No quiero bromear acerca de las consecuencias que la epidemia acarrea. Soy de los primeros afectados por las cancelaciones de reservas que la limitación de movimientos trae consigo; puedo sentir el rumor subterráneo del miedo, tanto al contagio como a la recesión.

Miedo a lo desconocido, al futuro de pocos minutos que se precipita sobre nosotros dato tras dato, medida tras medida.

Puedo sentir el rumor subterráneo del miedo, tanto al contagio como a la recesión.

Pero, por desgracia, conocemos muy bien la desdicha de los huidos. La hemos vivido en la casi primera persona de parientes y amigos, o en el testimonio de quienes tomaron la carretera de Málaga a Almería, esperaron en el puerto de Cartagena a un barco que no llegó o buscaron el débil refugio de las jaras en los montes cercanos.

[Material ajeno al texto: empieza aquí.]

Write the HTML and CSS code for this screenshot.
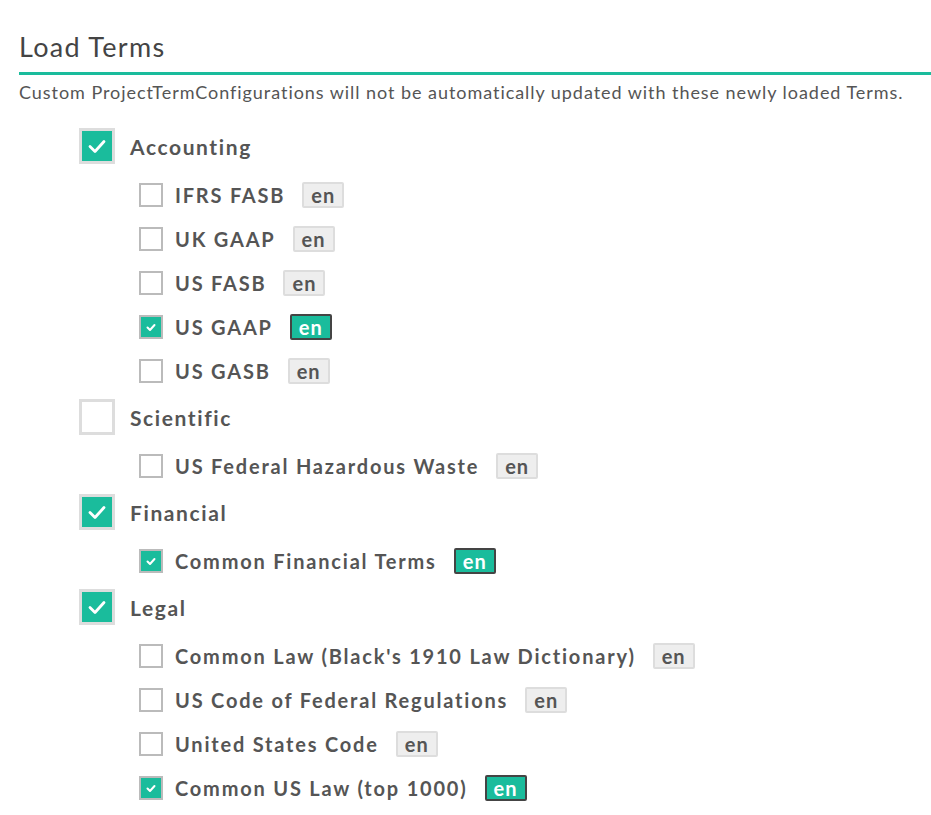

O de quienes, años después, se subieron a un autobús que los llevara lejos de la miseria, dispuestos a trabajar en cualquier empleo recibiendo órdenes en un idioma extraño.

También en la mirada caída de los griegos que pagaron con paro y pobreza los destrozos de un festín al que ni siquiera habían sido invitados.

Pero hemos sido muy rápidos a la hora de olvidar. En un abrir y cerrar de ojos nos hemos vestido con nuestras nuevas ropas de protección, confeccionadas con gas lacrimógeno, palos, alambre de espino y ceguera.

Una ropa que no nos salvará de nosotros mismos.